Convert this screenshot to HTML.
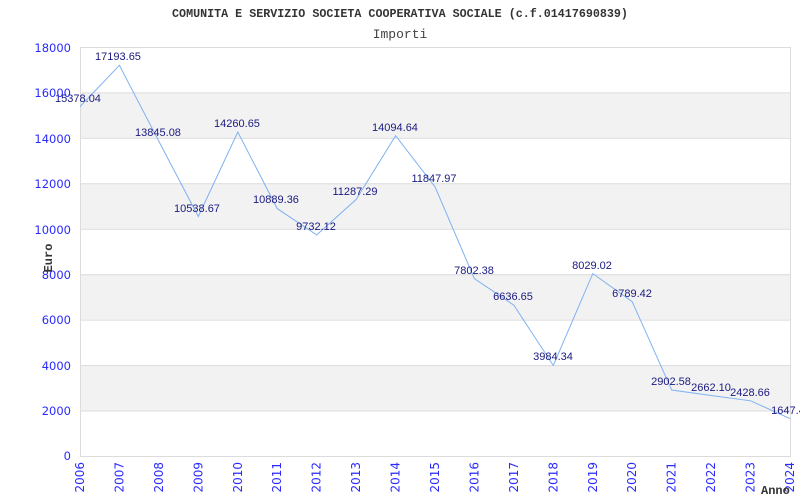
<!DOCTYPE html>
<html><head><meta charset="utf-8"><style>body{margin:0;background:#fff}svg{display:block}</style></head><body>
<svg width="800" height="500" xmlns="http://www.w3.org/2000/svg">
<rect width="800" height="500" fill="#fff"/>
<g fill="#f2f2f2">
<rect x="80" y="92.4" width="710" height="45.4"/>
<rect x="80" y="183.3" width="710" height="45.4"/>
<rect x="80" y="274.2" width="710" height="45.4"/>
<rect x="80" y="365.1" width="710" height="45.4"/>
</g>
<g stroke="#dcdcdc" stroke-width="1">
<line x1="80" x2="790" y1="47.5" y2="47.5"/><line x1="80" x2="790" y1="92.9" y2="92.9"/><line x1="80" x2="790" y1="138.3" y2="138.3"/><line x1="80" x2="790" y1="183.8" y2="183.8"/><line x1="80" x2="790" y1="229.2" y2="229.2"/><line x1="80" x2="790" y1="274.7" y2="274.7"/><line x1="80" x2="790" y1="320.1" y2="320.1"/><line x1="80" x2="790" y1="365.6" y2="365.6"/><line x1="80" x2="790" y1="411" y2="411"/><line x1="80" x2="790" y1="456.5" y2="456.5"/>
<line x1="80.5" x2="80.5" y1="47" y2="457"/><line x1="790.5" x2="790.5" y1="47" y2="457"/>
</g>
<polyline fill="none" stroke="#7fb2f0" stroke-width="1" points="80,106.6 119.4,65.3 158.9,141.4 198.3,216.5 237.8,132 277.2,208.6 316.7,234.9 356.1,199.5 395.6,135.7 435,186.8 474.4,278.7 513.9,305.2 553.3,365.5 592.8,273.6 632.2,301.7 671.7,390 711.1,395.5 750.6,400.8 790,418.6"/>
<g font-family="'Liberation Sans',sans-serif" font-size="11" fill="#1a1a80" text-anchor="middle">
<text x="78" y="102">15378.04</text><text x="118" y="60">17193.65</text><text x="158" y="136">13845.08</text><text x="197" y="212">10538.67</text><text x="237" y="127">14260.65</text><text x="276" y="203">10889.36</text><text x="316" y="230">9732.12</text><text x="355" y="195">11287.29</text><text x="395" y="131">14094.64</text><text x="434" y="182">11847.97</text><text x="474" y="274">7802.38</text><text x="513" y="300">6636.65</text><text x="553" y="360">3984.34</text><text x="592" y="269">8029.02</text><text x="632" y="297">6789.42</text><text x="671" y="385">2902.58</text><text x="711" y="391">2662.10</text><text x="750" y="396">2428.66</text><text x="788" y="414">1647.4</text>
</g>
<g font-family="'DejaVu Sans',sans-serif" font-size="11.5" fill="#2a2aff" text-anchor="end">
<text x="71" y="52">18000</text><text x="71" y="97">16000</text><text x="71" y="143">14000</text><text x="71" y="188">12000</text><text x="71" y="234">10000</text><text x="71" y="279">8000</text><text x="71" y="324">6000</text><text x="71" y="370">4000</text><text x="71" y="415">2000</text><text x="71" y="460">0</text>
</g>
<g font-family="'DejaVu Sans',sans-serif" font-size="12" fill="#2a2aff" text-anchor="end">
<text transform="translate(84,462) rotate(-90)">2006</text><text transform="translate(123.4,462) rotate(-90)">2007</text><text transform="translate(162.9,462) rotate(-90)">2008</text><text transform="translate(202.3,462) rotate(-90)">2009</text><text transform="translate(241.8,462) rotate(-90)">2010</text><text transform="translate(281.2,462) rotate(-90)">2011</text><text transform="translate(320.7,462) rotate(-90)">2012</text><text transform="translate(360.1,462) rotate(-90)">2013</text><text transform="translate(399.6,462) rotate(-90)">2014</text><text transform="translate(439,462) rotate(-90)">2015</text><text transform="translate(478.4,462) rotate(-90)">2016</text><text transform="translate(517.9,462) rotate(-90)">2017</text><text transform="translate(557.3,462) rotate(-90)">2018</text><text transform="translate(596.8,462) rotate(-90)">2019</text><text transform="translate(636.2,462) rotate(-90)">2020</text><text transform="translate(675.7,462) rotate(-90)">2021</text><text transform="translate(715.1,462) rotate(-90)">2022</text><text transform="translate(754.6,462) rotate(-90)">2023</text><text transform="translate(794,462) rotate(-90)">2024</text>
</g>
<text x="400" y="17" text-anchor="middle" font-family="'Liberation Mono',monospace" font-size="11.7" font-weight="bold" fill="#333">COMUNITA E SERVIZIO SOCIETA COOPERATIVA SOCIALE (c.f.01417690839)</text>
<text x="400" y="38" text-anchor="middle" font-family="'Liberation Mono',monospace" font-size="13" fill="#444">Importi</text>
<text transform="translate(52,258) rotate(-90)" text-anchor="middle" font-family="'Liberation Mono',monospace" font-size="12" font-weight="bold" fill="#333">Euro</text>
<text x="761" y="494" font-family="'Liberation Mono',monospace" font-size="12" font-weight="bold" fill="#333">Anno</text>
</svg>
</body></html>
++++++++
- Given exercise: Copy the listing over exactly, skipping the pictures it holds.

- Exercise response:
Convert this screenshot to HTML.
<!DOCTYPE html>
<html><head><meta charset="utf-8"><style>body{margin:0;background:#fff}svg{display:block}</style></head><body>
<svg width="800" height="500" xmlns="http://www.w3.org/2000/svg">
<rect width="800" height="500" fill="#fff"/>
<g fill="#f2f2f2">
<rect x="80" y="92.4" width="710" height="45.4"/>
<rect x="80" y="183.3" width="710" height="45.4"/>
<rect x="80" y="274.2" width="710" height="45.4"/>
<rect x="80" y="365.1" width="710" height="45.4"/>
</g>
<g stroke="#dcdcdc" stroke-width="1">
<line x1="80" x2="790" y1="47.5" y2="47.5"/><line x1="80" x2="790" y1="92.9" y2="92.9"/><line x1="80" x2="790" y1="138.3" y2="138.3"/><line x1="80" x2="790" y1="183.8" y2="183.8"/><line x1="80" x2="790" y1="229.2" y2="229.2"/><line x1="80" x2="790" y1="274.7" y2="274.7"/><line x1="80" x2="790" y1="320.1" y2="320.1"/><line x1="80" x2="790" y1="365.6" y2="365.6"/><line x1="80" x2="790" y1="411" y2="411"/><line x1="80" x2="790" y1="456.5" y2="456.5"/>
<line x1="80.5" x2="80.5" y1="47" y2="457"/><line x1="790.5" x2="790.5" y1="47" y2="457"/>
</g>
<polyline fill="none" stroke="#7fb2f0" stroke-width="1" points="80,106.6 119.4,65.3 158.9,141.4 198.3,216.5 237.8,132 277.2,208.6 316.7,234.9 356.1,199.5 395.6,135.7 435,186.8 474.4,278.7 513.9,305.2 553.3,365.5 592.8,273.6 632.2,301.7 671.7,390 711.1,395.5 750.6,400.8 790,418.6"/>
<g font-family="'Liberation Sans',sans-serif" font-size="11" fill="#1a1a80" text-anchor="middle">
<text x="78" y="102">15378.04</text><text x="118" y="60">17193.65</text><text x="158" y="136">13845.08</text><text x="197" y="212">10538.67</text><text x="237" y="127">14260.65</text><text x="276" y="203">10889.36</text><text x="316" y="230">9732.12</text><text x="355" y="195">11287.29</text><text x="395" y="131">14094.64</text><text x="434" y="182">11847.97</text><text x="474" y="274">7802.38</text><text x="513" y="300">6636.65</text><text x="553" y="360">3984.34</text><text x="592" y="269">8029.02</text><text x="632" y="297">6789.42</text><text x="671" y="385">2902.58</text><text x="711" y="391">2662.10</text><text x="750" y="396">2428.66</text><text x="788" y="414">1647.4</text>
</g>
<g font-family="'DejaVu Sans',sans-serif" font-size="11.5" fill="#2a2aff" text-anchor="end">
<text x="71" y="52">18000</text><text x="71" y="97">16000</text><text x="71" y="143">14000</text><text x="71" y="188">12000</text><text x="71" y="234">10000</text><text x="71" y="279">8000</text><text x="71" y="324">6000</text><text x="71" y="370">4000</text><text x="71" y="415">2000</text><text x="71" y="460">0</text>
</g>
<g font-family="'DejaVu Sans',sans-serif" font-size="12" fill="#2a2aff" text-anchor="end">
<text transform="translate(84,462) rotate(-90)">2006</text><text transform="translate(123.4,462) rotate(-90)">2007</text><text transform="translate(162.9,462) rotate(-90)">2008</text><text transform="translate(202.3,462) rotate(-90)">2009</text><text transform="translate(241.8,462) rotate(-90)">2010</text><text transform="translate(281.2,462) rotate(-90)">2011</text><text transform="translate(320.7,462) rotate(-90)">2012</text><text transform="translate(360.1,462) rotate(-90)">2013</text><text transform="translate(399.6,462) rotate(-90)">2014</text><text transform="translate(439,462) rotate(-90)">2015</text><text transform="translate(478.4,462) rotate(-90)">2016</text><text transform="translate(517.9,462) rotate(-90)">2017</text><text transform="translate(557.3,462) rotate(-90)">2018</text><text transform="translate(596.8,462) rotate(-90)">2019</text><text transform="translate(636.2,462) rotate(-90)">2020</text><text transform="translate(675.7,462) rotate(-90)">2021</text><text transform="translate(715.1,462) rotate(-90)">2022</text><text transform="translate(754.6,462) rotate(-90)">2023</text><text transform="translate(794,462) rotate(-90)">2024</text>
</g>
<text x="400" y="17" text-anchor="middle" font-family="'Liberation Mono',monospace" font-size="11.7" font-weight="bold" fill="#333">COMUNITA E SERVIZIO SOCIETA COOPERATIVA SOCIALE (c.f.01417690839)</text>
<text x="400" y="38" text-anchor="middle" font-family="'Liberation Mono',monospace" font-size="13" fill="#444">Importi</text>
<text transform="translate(52,258) rotate(-90)" text-anchor="middle" font-family="'Liberation Mono',monospace" font-size="12" font-weight="bold" fill="#333">Euro</text>
<text x="761" y="494" font-family="'Liberation Mono',monospace" font-size="12" font-weight="bold" fill="#333">Anno</text>
</svg>
</body></html>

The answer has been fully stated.